Cosmologist Lawrence M. Krauss on the incompatibility of God and science. The whole piece is worth your time. This succinct statement summing up the article, however, hits the nail on the head:
My practice as a scientist is atheistic. That is to say, when I set up an experiment I assume that no god, angel or devil is going to interfere with its course; and this assumption has been justified by such success as I have achieved in my professional career. I should therefore be intellectually dishonest if I were not also atheistic in the affairs of the world.
Even the majority of us who are not actually scientists should follow the wisdom of extending the power of naturalism for explanation, with all the refusal of the possibility of supernaturalism that is entailed in that explanatory power, to the rest of our thought. The universe cannot be regular and subject to natural laws of causation only in a laboratory but not in a church.
An anecdote about the Catholic scientists who wanted to affirm room for faith alongside science:
When I confronted my two Catholic colleagues on the panel with the apparent miracle of the virgin birth and asked how they could reconcile this with basic biology, I was ultimately told that perhaps this biblical claim merely meant to emphasize what an important event the birth was. Neither came to the explicit defense of what is undeniably one of the central tenets of Catholic theology.

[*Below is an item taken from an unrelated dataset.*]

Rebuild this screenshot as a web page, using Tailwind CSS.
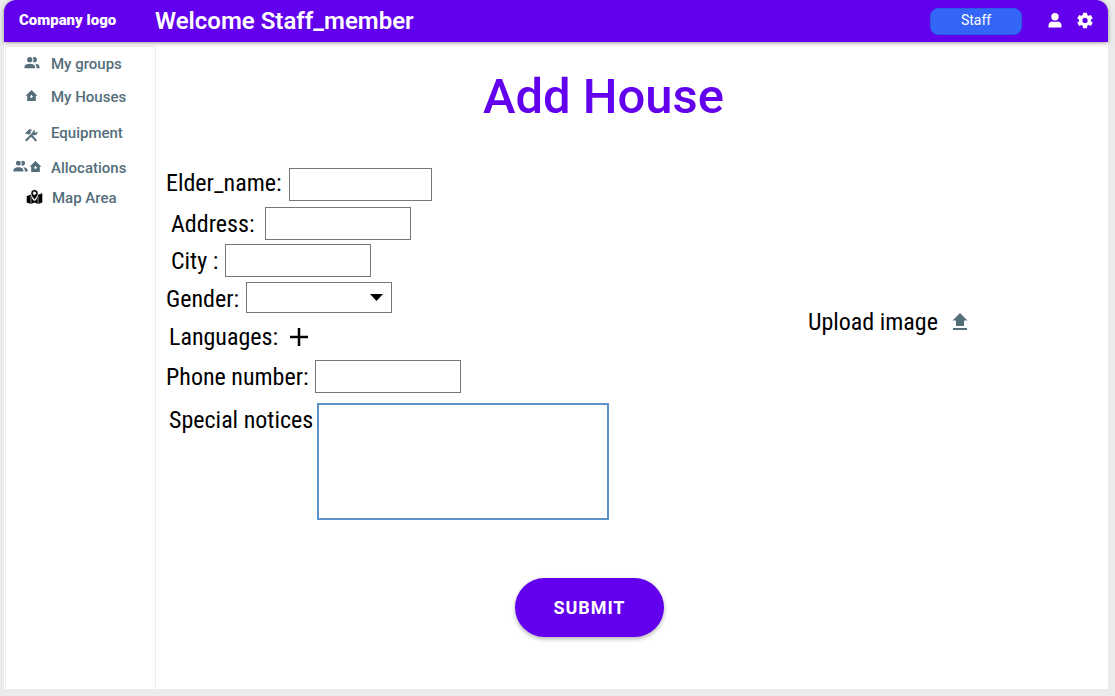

Finally, it is worth pointing out that these issues are not purely academic. The current crisis in Iran has laid bare the striking inconsistency between a world built on reason and a world built on religious dogma.
Perhaps the most important contribution an honest assessment of the incompatibility between science and religious doctrine can provide is to make it starkly clear that in human affairs — as well as in the rest of the physical world — reason is the better guide.